Miranda Aldhouse-Green, Sacred Britannia: The Gods and Rituals of Roman Britain (London: Thames & Hudson, 2018), ISBN 978-0-50025-2222, £19.95, illus.

If there is anything that gets me more excited than the material remains of ancient British Christianity, it is the material remains of ancient British paganism. Yet the only form of paganism attested in any detail in the archaeological record is Romano-British religion, the subject of this book. Miranda Aldhouse-Green’s Sacred Britannia is the first book dedicated to Romano-British religion for the general reader since the appearance of Guy de la Bédoyère’s Gods with Thunderbolts in 2002, and it does not disappoint. Sacred Britannia is structured thematically, with chapters focussing on such topics as the role of the Roman army, divination and cursing, religious symbolism, mystery religions, early Christianity and beliefs about the afterlife. However, running through the whole book is a particular focus on the question of the ‘Britishness’ of Romano-British religion, and therefore its potential Iron Age origins. This is unsurprising, given that Aldhouse-Green is also an expert in Iron Age British religion, but it also makes a change from the approach sometimes adopted by Classicists, who compare Romano-British religion with Roman religion rather than viewing it in the context of what we know of prehistoric British religion.

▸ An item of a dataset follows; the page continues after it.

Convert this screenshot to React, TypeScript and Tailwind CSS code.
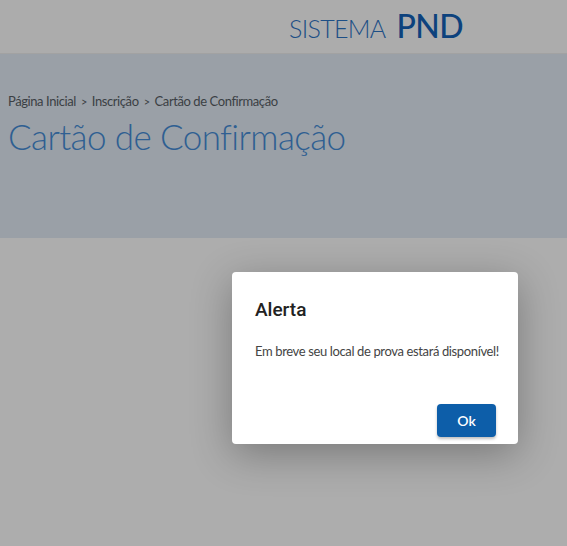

In one sense, there is a wealth of evidence for religion in Roman Britain (43-409CE) in comparison with the evidence for religion in the British Iron Age that immediately preceded it, not to mention the evidential dearth for post-Roman and pagan Anglo-Saxon religion. However, the material evidence greatly outstrips the written record. There was no Romano-British Bede, and the written evidence is confined to a few stray (and unreliable) references in Roman authors and the enigmatic epigraphical testimony of altars and curse tablets. Occasionally, images of deities are paired with a clear name, but all too often cult images or cult objects are all that survive, leaving the historian with no choice but to engage in well-informed and intelligent speculation. Aldhouse-Green follows her predecessors on the path of drawing conclusions about Romano-British religion by comparisons with Gaul, a technique not dissimilar to the tendency of Anglo-Saxonists to speculate about early English paganism by reference to Norse paganism. Both approaches are open to question, however; the comparison with Gaul is justified by the claim that Britain and Gaul were religiously similar, but one of the main reasons why the idea that Britain and Gaul were religiously similar has arisen is because scholars have repeatedly argued it. Less frequently, and with clearly signposted caveats, Aldhouse-Green draws comparisons with the medieval literary evidence of ancient Irish tradition – an even more perilous business. Nevertheless, owing to her background in the study of prehistoric religion, Aldhouse-Green never loses sight of the possibility that British sacred sites might have pre-dated both the Romans and the Iron Age – the shrine of Apollo at Uley, which appears to have Neolithic origins, being a case in point.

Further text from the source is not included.